Originally published in hardback by
Harper & Row Publishers.
Mao Tse-tung was born in Hunan
Province in 1893, the son of an
impoverished and temperamental peasant.
Fifty-six years later, in October of
1949, he proclaimed from a balcony of
the Gate of Heavenly Peace in Peking the
founding of the People's Republic of
China.
Mao is an enigmatic figure to the
West- a peasant revolutionary who united
a quarter of mankind. That he is also a
poet of extraordinary grace and eloquent
simplicity is totally unexpected.

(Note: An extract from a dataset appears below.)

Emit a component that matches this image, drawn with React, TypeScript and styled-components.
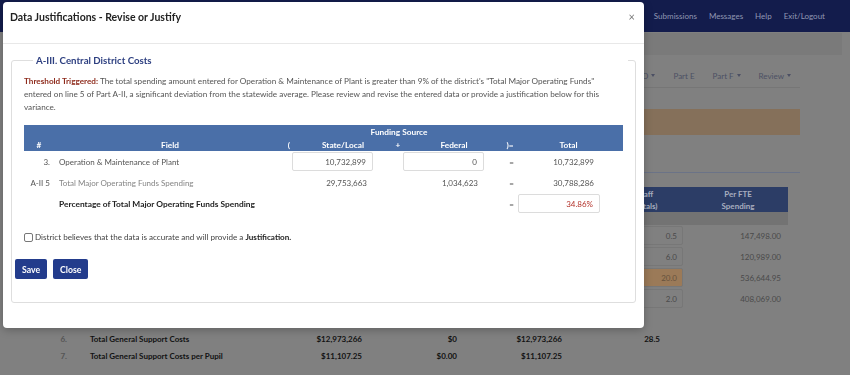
import React from 'react'
import styled, { createGlobalStyle } from 'styled-components'

const GlobalStyle = createGlobalStyle`
  html, body {
    margin: 0;
    padding: 0;
  }
  body {
    background: #808080;
    font-family: Lato, "Open Sans", sans-serif;
    overflow: hidden;
  }
`

const tabs: { label: string; menu: boolean }[] = [
  { label: 'Part A', menu: true },
  { label: 'Part B', menu: true },
  { label: 'Part C', menu: true },
  { label: 'Part D', menu: true },
  { label: 'Part E', menu: false },
  { label: 'Part F', menu: true },
  { label: 'Review', menu: true },
]

type CostRow = {
  n: string
  label: string
  staff?: string
  perFte?: string
  flagged?: boolean
}

const costRows: CostRow[] = [
  { n: '1.', label: 'Board of Education', staff: '0.5', perFte: '147,498.00' },
  { n: '2.', label: 'Central Administration', staff: '6.0', perFte: '120,989.00' },
  { n: '3.', label: 'Operation & Maintenance of Plant', staff: '20.0', perFte: '536,644.95', flagged: true },
  { n: '4.', label: 'Central Data Processing', staff: '2.0', perFte: '408,069.00' },
  { n: '5.', label: 'Other Central Services' },
]

const App: React.FC = () => {
  const [justify, setJustify] = React.useState<boolean>(false)
  return (
    <>
      <GlobalStyle />
      <Page>
        <NavBar>
          <NavLink>Submissions</NavLink>
          <NavLink>Messages</NavLink>
          <NavLink>Help</NavLink>
          <NavLink>Exit/Logout</NavLink>
        </NavBar>
        <HeaderStrip />
        <Container>
          <Tabs>
            {tabs.map((t) => (
              <Tab key={t.label} $menu={t.menu}>
                {t.label}
              </Tab>
            ))}
          </Tabs>
          <Alert />
          <SectionTitle>A-III. Central District Costs</SectionTitle>
          <CostTable>
            <CostHead>
              <span>#</span>
              <span>Description</span>
              <span>State/Local</span>
              <span>Federal</span>
              <span>Total</span>
              <StaffHead>
                Staff
                <br />
                (Totals)
              </StaffHead>
              <span>
                Per FTE
                <br />
                Spending
              </span>
            </CostHead>
            <SubHead />
            {costRows.map((r) => (
              <CostLine key={r.n}>
                <LineNo>{r.n}</LineNo>
                <LineLabel>{r.label}</LineLabel>
                <span />
                <span />
                <span />
                <StaffCell>
                  {r.staff && <StaffBox $flagged={r.flagged}>{r.staff}</StaffBox>}
                </StaffCell>
                <PerFte>{r.perFte}</PerFte>
              </CostLine>
            ))}
            <TotalLine>
              <LineNo>6.</LineNo>
              <TotalLabel>Total General Support Costs</TotalLabel>
              <TotalNum>$12,973,266</TotalNum>
              <TotalNum>$0</TotalNum>
              <TotalNum>$12,973,266</TotalNum>
              <TotalNum $pad={28}>28.5</TotalNum>
              <span />
            </TotalLine>
            <TotalLine>
              <LineNo>7.</LineNo>
              <TotalLabel>Total General Support Costs per Pupil</TotalLabel>
              <TotalNum>$11,107.25</TotalNum>
              <TotalNum>$0.00</TotalNum>
              <TotalNum>$11,107.25</TotalNum>
              <span />
              <span />
            </TotalLine>
          </CostTable>
        </Container>
      </Page>

      <Modal role="dialog">
        <ModalHeader>
          <ModalTitle>Data Justifications - Revise or Justify</ModalTitle>
          <CloseX>×</CloseX>
        </ModalHeader>
        <ModalBody>
          <Fieldset>
            <Legend>A-III. Central District Costs</Legend>
            <Content>
              <Notice>
                <Triggered>Threshold Triggered:</Triggered> The total spending amount entered for
                Operation &amp; Maintenance of Plant is greater than 9% of the district's "Total
                Major Operating Funds" entered on line 5 of Part A-II, a significant deviation from
                the statewide average. Please review and revise the entered data or provide a
                justification below for this variance.
              </Notice>

              <Table>
                <Head>
                  <HeadRow $h={12}>
                    <HeadCell $span="4 / 7">Funding Source</HeadCell>
                  </HeadRow>
                  <HeadRow $h={13}>
                    <HeadCell>#</HeadCell>
                    <HeadCell>Field</HeadCell>
                    <HeadCell>(</HeadCell>
                    <HeadCell>State/Local</HeadCell>
                    <HeadCell>+</HeadCell>
                    <HeadCell>Federal</HeadCell>
                    <HeadCell>)=</HeadCell>
                    <HeadCell>Total</HeadCell>
                  </HeadRow>
                </Head>

                <Row>
                  <RowNo>3.</RowNo>
                  <Field>Operation &amp; Maintenance of Plant</Field>
                  <span />
                  <AmountInput defaultValue="10,732,899" />
                  <span />
                  <AmountInput defaultValue="0" />
                  <Equals>=</Equals>
                  <Amount>10,732,899</Amount>
                </Row>
                <Row>
                  <RowNo>A-II 5</RowNo>
                  <Field $tone="muted">Total Major Operating Funds Spending</Field>
                  <span />
                  <Amount>29,753,663</Amount>
                  <span />
                  <Amount>1,034,623</Amount>
                  <Equals>=</Equals>
                  <Amount>30,788,286</Amount>
                </Row>
                <Row>
                  <span />
                  <Field $tone="strong">Percentage of Total Major Operating Funds Spending</Field>
                  <span />
                  <span />
                  <span />
                  <span />
                  <Equals>=</Equals>
                  <AmountInput $alert readOnly value="34.86%" />
                </Row>
              </Table>

              <CheckLine>
                <CheckBox
                  type="checkbox"
                  checked={justify}
                  onChange={() => setJustify(!justify)}
                />
                District believes that the data is accurate and will provide a{' '}
                <b>Justification.</b>
              </CheckLine>
            </Content>
            <Buttons>
              <Button>Save</Button>
              <Button>Close</Button>
            </Buttons>
          </Fieldset>
        </ModalBody>
      </Modal>
    </>
  )
}
export default App

/* ---------- page behind the dialog (drawn dimmed) ---------- */

const Page = styled.div`
  width: 850px;
  height: 375px;
  overflow: hidden;
  background: #808080;
`

const NavBar = styled.nav`
  height: 32px;
  background: #131c4c;
  display: flex;
  justify-content: flex-end;
  align-items: center;
  gap: 12px;
  padding-right: 25px;
`

const NavLink = styled.a`
  color: #9197b3;
  font-size: 8px;
  cursor: pointer;
`

const HeaderStrip = styled.div`
  height: 22px;
  margin: 1px 8px 0;
  background: #7a7a7a;
`

const Container = styled.div`
  width: 750px;
  margin: 0 auto;
`

const Tabs = styled.ul`
  display: flex;
  justify-content: flex-end;
  align-items: center;
  height: 23px;
  margin: 9px 0 0;
  padding: 0;
  list-style: none;
  border-bottom: 1px solid #767676;
`

const Tab = styled.li<{ $menu: boolean }>`
  font-size: 8px;
  color: #4c5064;
  padding: 0 9px;
  display: flex;
  align-items: center;
  &:last-child {
    padding-right: 9px;
  }
  &::after {
    content: '';
    display: ${(p) => (p.$menu ? 'block' : 'none')};
    margin-left: 3px;
    border-top: 3px solid #4c5064;
    border-left: 2.5px solid transparent;
    border-right: 2.5px solid transparent;
  }
`

const Alert = styled.div`
  height: 26px;
  margin-top: 21px;
  background: #85705a;
`

const SectionTitle = styled.h3`
  height: 38px;
  margin: 0;
  border-bottom: 1px solid #6b7387;
  font-size: 11px;
  color: #1d2a55;
  display: flex;
  align-items: flex-end;
  padding-bottom: 4px;
  box-sizing: border-box;
`

const costCols = '35px 205px 80px 95px 105px 118px 100px'

const CostTable = styled.div`
  width: 738px;
  margin-top: 14px;
  font-size: 8px;
`

const CostHead = styled.div`
  display: grid;
  grid-template-columns: ${costCols};
  height: 25px;
  align-items: center;
  background: #2c3d66;
  color: #a8aebf;
  font-weight: 700;
  line-height: 12px;
  text-align: center;
`

const StaffHead = styled.span`
  padding-left: 32px;
`

const SubHead = styled.div`
  height: 13px;
  background: #737373;
`

const CostLine = styled.div`
  display: grid;
  grid-template-columns: ${costCols};
  height: 21px;
  align-items: center;
  color: #4a4a4a;
`

const LineNo = styled.span`
  text-align: right;
  padding-right: 18px;
  color: #555;
`

const LineLabel = styled.span`
  padding-left: 5px;
`

const StaffCell = styled.div`
  display: flex;
  justify-content: flex-end;
  padding-right: 5px;
`

const StaffBox = styled.div<{ $flagged?: boolean }>`
  width: 60px;
  height: 19px;
  box-sizing: border-box;
  border: 1px solid #777;
  border-radius: 2px;
  background: ${(p) => (p.$flagged ? '#9b7a58' : '#808080')};
  color: ${(p) => (p.$flagged ? '#66523d' : '#4a4a4a')};
  display: flex;
  align-items: center;
  justify-content: flex-end;
  padding-right: 5px;
`

const PerFte = styled.span`
  text-align: right;
  padding-right: 7px;
`

const TotalLine = styled.div`
  display: grid;
  grid-template-columns: ${costCols};
  height: 17px;
  align-items: center;
  color: #121212;
  font-weight: 700;
`

const TotalLabel = styled.span`
  padding-left: 5px;
`

const TotalNum = styled.span<{ $pad?: number }>`
  text-align: right;
  padding-right: ${(p) => p.$pad ?? 8}px;
`

/* ---------- dialog ---------- */

const Modal = styled.div`
  position: fixed;
  top: 2px;
  left: 3px;
  width: 641px;
  background: #fff;
  border-radius: 4px;
  box-shadow: 0 2px 8px rgba(0, 0, 0, 0.25);
`

const ModalHeader = styled.div`
  height: 42px;
  box-sizing: border-box;
  padding: 9px 9px 0 7px;
  display: flex;
  justify-content: space-between;
  align-items: flex-start;
  border-bottom: 1px solid #e8e8e8;
`

const ModalTitle = styled.h5`
  margin: 0;
  font-size: 10.5px;
  line-height: 12px;
  font-weight: 700;
  color: #222;
`

const CloseX = styled.button`
  border: 0;
  background: none;
  padding: 0;
  margin-top: 1px;
  font-family: inherit;
  font-size: 11px;
  line-height: 10px;
  color: #777;
  cursor: pointer;
`

const ModalBody = styled.div`
  padding: 10px 8px 25px;
`

const Fieldset = styled.fieldset`
  margin: 0;
  padding: 0 3px 23px;
  border: 1px solid #dedede;
  border-radius: 3px;
`

const Legend = styled.legend`
  width: 595px;
  box-sizing: border-box;
  margin-left: 18px;
  padding: 0 3px;
  font-size: 9.7px;
  line-height: 12px;
  font-weight: 700;
  color: #2d3f80;
`

const Content = styled.div`
  padding: 0 9px;
`

const Notice = styled.p`
  margin: 9px 0 0;
  font-size: 8.17px;
  line-height: 13px;
  color: #555;
`

const Triggered = styled.b`
  color: #8e2b1c;
`

const Table = styled.div`
  margin-top: 11px;
  font-size: 8px;
`

const Head = styled.div`
  background: #4a6fa8;
  color: #fff;
  font-weight: 700;
  font-size: 8.3px;
  padding-top: 1px;
`

const HeadRow = styled.div<{ $h: number }>`
  display: grid;
  grid-template-columns: 30px 232px 6px 102px 8px 104px 8px 109px;
  height: ${(p) => p.$h}px;
  align-items: center;
`

const HeadCell = styled.div<{ $span?: string }>`
  grid-column: ${(p) => p.$span ?? 'auto'};
  text-align: center;
  white-space: nowrap;
`

const Row = styled.div`
  display: grid;
  grid-template-columns: 30px 232px 6px 81px 30px 81px 34px 82px 23px;
  height: 21px;
  align-items: center;
  color: #555;
`

const RowNo = styled.span`
  text-align: right;
  padding-right: 4px;
  white-space: nowrap;
`

const Field = styled.span<{ $tone?: 'muted' | 'strong' }>`
  padding-left: 5px;
  white-space: nowrap;
  color: ${(p) => (p.$tone === 'muted' ? '#858585' : p.$tone === 'strong' ? '#222' : '#555')};
  font-weight: ${(p) => (p.$tone === 'strong' ? 700 : 400)};
  font-size: ${(p) => (p.$tone === 'strong' ? '8.4px' : '8px')};
`

const Amount = styled.span`
  text-align: right;
  padding-right: 6px;
`

const Equals = styled.span`
  text-align: right;
  padding-right: 4px;
`

const AmountInput = styled.input<{ $alert?: boolean }>`
  width: 100%;
  height: 19px;
  box-sizing: border-box;
  margin: 0;
  padding: 0 6px 0 0;
  border: 1px solid #dcdcdc;
  border-radius: 2px;
  background: #fff;
  font-family: inherit;
  font-size: 8px;
  text-align: right;
  color: ${(p) => (p.$alert ? '#b3322a' : '#555')};
  outline: none;
`

const CheckLine = styled.label`
  display: flex;
  align-items: center;
  margin-top: 17px;
  height: 12px;
  font-size: 8.1px;
  color: #444;
  white-space: pre;
  b {
    color: #222;
  }
`

const CheckBox = styled.input`
  appearance: none;
  width: 9px;
  height: 9px;
  margin: 0 2px 0 0;
  border: 1px solid #777;
  border-radius: 2px;
  background: #fff;
  &:checked {
    background: #233d8c;
  }
`

const Buttons = styled.div`
  display: flex;
  gap: 6px;
  margin-top: 16px;
`

const Button = styled.button`
  height: 20px;
  padding: 0 7px;
  border: 0;
  border-radius: 2px;
  background: #233c8c;
  color: #fff;
  font-family: inherit;
  font-size: 8.7px;
  font-weight: 700;
  cursor: pointer;
`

The
poems of this collection (from the 1963
Peking edition) are not the product of
an elder statesman's leisure; as Willis
Barnstone writes in his introduction,
"Mao has written poems obsessively,
during years of wandering and living in
caves, writing all night, evening after
evening, and then throwing away his
'scribbles.'" The poems themselves,
conservative in terms of Chinese
versification, are expressions of the
decades of struggle, of the terrible
loss of his first wife, of the hope for
a new China, the organization of the Red
Army, the 6,000-mile Long March, the
ultimate victory over the Nationalist
forces. Aside from their obvious
political interest, Mao's poems are
simply very beautiful in their own
right.
Mao, like few good poets in our
century, seems immediately accessible,
indeed an easy poet--if deceptively so.
In this apparent simplicity, he has,
like Robert Frost, that rare ability to
speak to us on several levels at once.
In the soundless calligraphy of Chinese
ideograms, lucidly arranged, he records
his vision of nature and man. Old and
new China come together in his fresh
poems in the traditional style.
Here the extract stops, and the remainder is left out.